The extended McEvily model for fatigue crack growth analysis of metal structures

An extended McEvily model for fatigue crack growth analysis of metal structures is proposed in this paper. In comparing with our previous work, the extension is mainly concerned with the following two aspects: (1) the slope of the fatigue crack growth rate curve is regarded as a variable rather than a fixed value for different materials; (2) both the maximum stress intensity factor at the crack opening level, K op,max and the effective stress intensity factor range at the threshold level, DK eff,th are functions of load ratio, R and they are determined by the curve fitting method. Results indicate that the value of K op,max tends to decrease slightly as load ratio increases where crack closure is experimentally detected.
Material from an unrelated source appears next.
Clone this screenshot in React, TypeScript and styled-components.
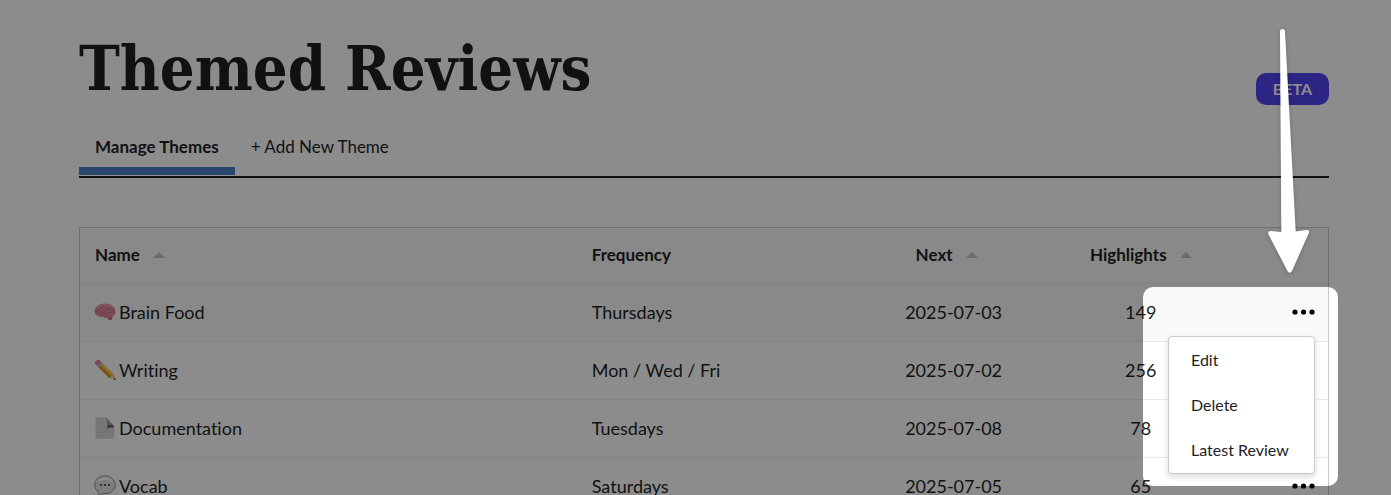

According to the present data obtained through the nonlinear least squares fitting method and discussions on the experimental results in the published literature, the parameter DK eff,th increases with increasing load ratios where crack closure exists and decreases at high load ratios where the experimental data are closure free. In this paper, all the parameters in the extended McEvily model are assumed to be unknown in advance and they are estimated through the curve fitting method based on the experimental data. The method is also put forward to determine material constants in the crack growth rate law based on the fitting parameters under different load ratios. Comparison between the predicted results and the corresponding experimental data with different load ratios reveals that the extended McEvily model can account for the load ratio effect reasonably well. Based on our previous work this model can also be expected to explain other fatigue phenomena.